Parameter / config key	Required	Range	Default	Notes
`--config <path>`	Optional	TOML file path	None	Loads defaults from config.
`--host <ip>`	Optional	Bind address	`0.0.0.0`	Overrides config.
`--port <port>`	Optional	TCP port `0` to `65535`	`14200`	Overrides config.
`--api-key <key>`	Optional	String	Empty	Empty means no Bearer auth.
`--models-dir <path>`	Optional	Filesystem path	Desktop app models directory, when inferable	Overrides config.
`--ip-whitelist <rules>`	Optional	Comma-separated rules	`localhost`	Supports `localhost`, exact IPs, CIDR, ``, and IPv4 wildcards like `192.168.`.

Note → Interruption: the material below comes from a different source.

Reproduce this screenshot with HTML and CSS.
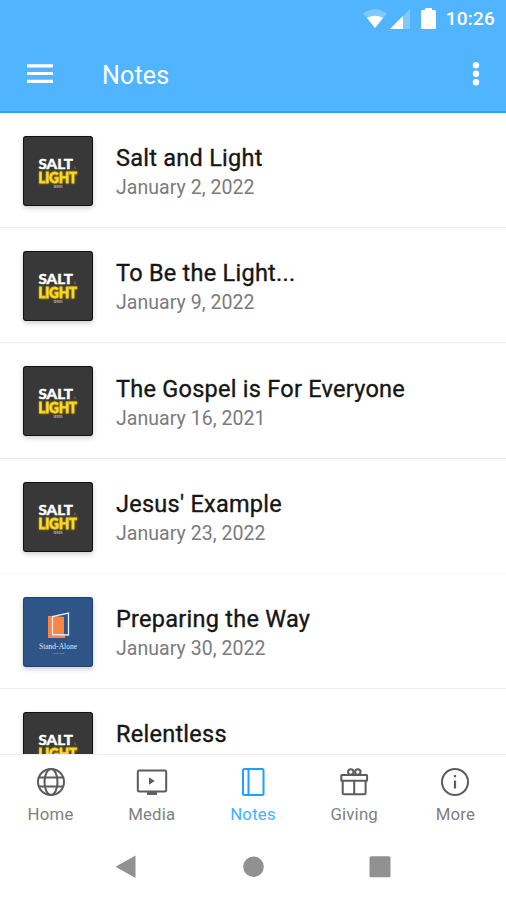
FILE: index.html
```
<!DOCTYPE html>
<html lang="en">
<head>
<meta charset="utf-8">
<title>Notes</title>
<link rel="stylesheet" href="styles.css">
</head>
<body>
<svg width="0" height="0" class="defs">
  <symbol id="salt" viewBox="0 0 70 70">
    <rect width="70" height="70" fill="#383838"/>
    <rect x=".5" y=".5" width="69" height="69" rx="2.500" fill="none" stroke="#111"/>
    <text class="art-salt" x="15.500" y="32.500" textLength="34.500" lengthAdjust="spacingAndGlyphs">SALT</text>
    <text class="art-amp" x="50.500" y="32.500">&amp;</text>
    <text class="art-light" x="15.500" y="46.500" textLength="38.500" lengthAdjust="spacingAndGlyphs">LIGHT</text>
    <text class="art-series" x="35" y="51.500">SERIES</text>
  </symbol>
  <symbol id="stand" viewBox="0 0 70 70">
    <rect width="70" height="70" fill="#2f5487"/>
    <rect x=".5" y=".5" width="69" height="69" rx="2.500" fill="none" stroke="#1d427a"/>
    <path d="M25 19h6l11 1v21H25z" fill="#fa8643"/>
    <path d="M41 18.500 45.500 17v20.500H41z" fill="#2f5487"/>
    <path d="M29.500 37.500V19.500l16-3.500v22z" fill="none" stroke="#e4edf7" stroke-width="1.300"/>
    <text class="art-stand" x="35" y="52" textLength="38" lengthAdjust="spacingAndGlyphs">Stand-Alone</text>
    <text class="art-msg" x="35" y="56.500">MESSAGES</text>
  </symbol>
</svg>
<header class="header">
  <div class="status">
    <svg class="wifi" viewBox="0 0 26 20"><path d="M1 4.500Q13-4 25 4.500L13 19z" fill="#fff" opacity=".28"/><path d="M5 9Q13 4.500 21 9L13 19z" fill="#fff"/></svg>
    <svg class="signal" viewBox="0 0 20 20"><path d="M20 0v20H0z" fill="#fff" opacity=".28"/><path d="M13 7v13H0z" fill="#fff"/></svg>
    <svg class="battery" viewBox="0 0 15 21"><path d="M4 0h7v2h2.500q1.500 0 1.500 1.500v16q0 1.500-1.500 1.500h-12Q0 21 0 19.500v-16Q0 2 1.500 2H4z" fill="#fff"/></svg>
    <span class="time">10:26</span>
  </div>
  <div class="bar">
    <svg class="burger" viewBox="0 0 26 20"><path d="M0 1.800h26M0 9.500h26M0 17.300h26" stroke="#fff" stroke-width="3.200"/></svg>
    <h1>Notes</h1>
    <svg class="dots" viewBox="0 0 8 24"><circle cx="4" cy="3.300" r="3.200"/><circle cx="4" cy="11.800" r="3.200"/><circle cx="4" cy="20.300" r="3.200"/></svg>
  </div>
</header>
<main class="list">
  <article class="row"><svg class="thumb"><use href="#salt"/></svg><div><h2>Salt and Light</h2><p>January 2, 2022</p></div></article>
  <article class="row"><svg class="thumb"><use href="#salt"/></svg><div><h2>To Be the Light...</h2><p>January 9, 2022</p></div></article>
  <article class="row"><svg class="thumb"><use href="#salt"/></svg><div><h2>The Gospel is For Everyone</h2><p>January 16, 2021</p></div></article>
  <article class="row faint"><svg class="thumb"><use href="#salt"/></svg><div><h2>Jesus' Example</h2><p>January 23, 2022</p></div></article>
  <article class="row"><svg class="thumb"><use href="#stand"/></svg><div><h2>Preparing the Way</h2><p>January 30, 2022</p></div></article>
  <article class="row"><svg class="thumb"><use href="#salt"/></svg><div><h2>Relentless</h2></div></article>
</main>
<nav class="tabs">
  <a class="tab"><svg viewBox="0 0 32 32"><circle cx="16" cy="16" r="13"/><ellipse cx="16" cy="16" rx="6.500" ry="13"/><path d="M4 11.500h24M4 20.500h24"/></svg><span>Home</span></a>
  <a class="tab"><svg viewBox="0 0 32 32"><rect x="1.800" y="4.500" width="28.400" height="21" rx="1.500"/><path d="M11 27.500h10" stroke-width="2.800"/><path class="solid" d="M13 11.300v7.400l5.700-3.700z"/></svg><span>Media</span></a>
  <a class="tab active"><svg viewBox="0 0 32 32"><rect x="6" y="3" width="20.500" height="26" rx="1.500"/><path d="M11.500 3v26"/></svg><span>Notes</span></a>
  <a class="tab"><svg viewBox="0 0 32 32"><rect x="3.300" y="9" width="25.800" height="5.700" rx=".5"/><path d="M4.700 14.500v12.500q0 1.200 1.200 1.200h20.500q1.200 0 1.200-1.200V14.500M16.200 14.500v13.500"/><circle cx="12.800" cy="6" r="2.700"/><circle cx="19.800" cy="6" r="2.700"/></svg><span>Giving</span></a>
  <a class="tab"><svg viewBox="0 0 32 32"><circle cx="16" cy="16" r="13"/><path d="M16 14.500v8M16 9v2.300" stroke-width="2.200"/></svg><span>More</span></a>
</nav>
<footer class="system">
  <svg viewBox="0 0 24 24"><path d="M1.500 11.700 21.500 .5v22.500z"/></svg>
  <svg viewBox="0 0 24 24"><circle cx="12.500" cy="11.700" r="10.300"/></svg>
  <svg viewBox="0 0 24 24"><rect x="1.500" y="1.300" width="21" height="21" rx="1.500"/></svg>
</footer>
</body>
</html>
```
FILE: styles.css
```
* { box-sizing: border-box; margin: 0; padding: 0; }
body {
  width: 506px;
  height: 900px;
  overflow: hidden;
  display: flex;
  flex-direction: column;
  background: #fff;
  font-family: Roboto, "Liberation Sans", sans-serif;
}
svg { display: block; flex: none; }
.defs { display: none; }
.header {
  height: 113px;
  flex: none;
  background: #50b4ff;
  border-bottom: 2px solid #29a5f6;
  color: #fff;
}
.status {
  height: 37px;
  display: flex;
  align-items: center;
  justify-content: flex-end;
  padding-right: 11px;
}
.wifi { width: 26px; height: 20px; margin-right: 2px; }
.signal { width: 20px; height: 20px; margin-right: 11px; }
.battery { width: 15px; height: 21px; margin-right: 10px; }
.time { font-size: 19px; font-weight: 500; letter-spacing: 0.2px; line-height: 37px; }
.bar {
  height: 74px;
  display: flex;
  align-items: center;
  padding: 0 26px 0 27px;
}
.burger { width: 26px; height: 20px; }
.bar h1 { margin-left: 49px; flex: 1; font-size: 25px; font-weight: 400; letter-spacing: 0.2px; line-height: 30px; padding-top: 3px; }
.dots { width: 8px; height: 24px; fill: #fff; }
.list { height: 641px; flex: none; overflow: hidden; }
.row {
  height: 115.2px;
  display: flex;
  padding: 23px 23px 0;
  border-bottom: 1px solid #eaecee;
}
.row.faint { border-bottom-color: #f7f7f7; }
.thumb {
  width: 70px;
  height: 70px;
  margin-right: 23px;
  border-radius: 3px;
  box-shadow: 0 2px 5px rgba(0, 0, 0, 0.2);
}
.row h2 { font-size: 23.5px; font-weight: 400; -webkit-text-stroke: 0.35px #161616; letter-spacing: 0.26px; line-height: 30px; margin-top: 7.2px; color: #161616; white-space: nowrap; }
.row p { font-size: 19.5px; letter-spacing: 0.05px; line-height: 28px; margin-top: 1px; color: #7b7b7b; white-space: nowrap; }
.art-salt { font: 900 14px Lato, sans-serif; fill: #fff; stroke: #fff; stroke-width: 0.4px; }
.art-amp { font: 400 4px Lato, sans-serif; fill: #777; }
.art-light { font: 900 14.5px Lato, sans-serif; fill: #ffe03a; stroke: #f2cc1c; stroke-width: 0.9px; filter: drop-shadow(0 0 1px #a88a00); }
.art-series { font: 700 2.8px Lato, sans-serif; fill: #bbb; text-anchor: middle; }
.art-stand { font: 400 8px "Liberation Serif", serif; fill: #dce8f5; text-anchor: middle; }
.art-msg { font: 400 2.5px Lato, sans-serif; fill: #8ea9cc; text-anchor: middle; }
.tabs {
  height: 80px;
  flex: none;
  display: grid;
  grid-template-columns: repeat(5, 1fr);
  border-top: 1px solid #eee;
  padding-top: 11px;
}
.tab { display: flex; flex-direction: column; align-items: center; color: #5c5c5c; }
.tab svg { width: 32px; height: 32px; fill: none; stroke: currentColor; stroke-width: 2; }
.tab .solid { fill: currentColor; stroke: none; }
.tab span { font-size: 16.8px; line-height: 22px; margin-top: 5px; letter-spacing: 0.2px; color: #808080; }
.tab.active { color: #1ea2f8; }
.tab.active span { color: #46b2fa; }
.system {
  height: 66px;
  flex: none;
  display: flex;
  justify-content: space-between;
  padding: 21px 114px 0;
}
.system svg { width: 24px; height: 24px; fill: #919191; }
```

`--max-streaming <n>`	Optional	Non-negative integer	`2`	Maximum concurrent streaming connections.
`--max-concurrent <n>`	Optional	Non-negative integer	`2`	Maximum concurrent batch jobs.
`--max-queue-size <n>`	Optional	Non-negative integer	`100`	`0` means the queue is effectively unlimited.
`--max-upload-size-mb <n>`	Optional	Non-negative integer	`50`	`0` disables the upload size limit.
`--job-ttl-minutes <n>`	Optional	Non-negative integer	`60`	`0` disables completed/failed job cleanup.
`--gpu-acceleration <provider>`	Optional	`auto`, `cpu`, `cuda`, `coreml`, `directml`	`auto`	HTTP API requests do not accept a per-request GPU override.
`--vad-model-id <id>`	Optional	Preset model id	`silero-vad`	Default VAD companion for API server jobs.
`--punctuation-model-id <id>`	Optional	Preset model id	`sherpa-onnx-punct-ct-transformer-zh-en-vocab272727-2024-04-12-int8`	Default punctuation companion for API server jobs.

Run sona <command> --help for the full clap-generated help text.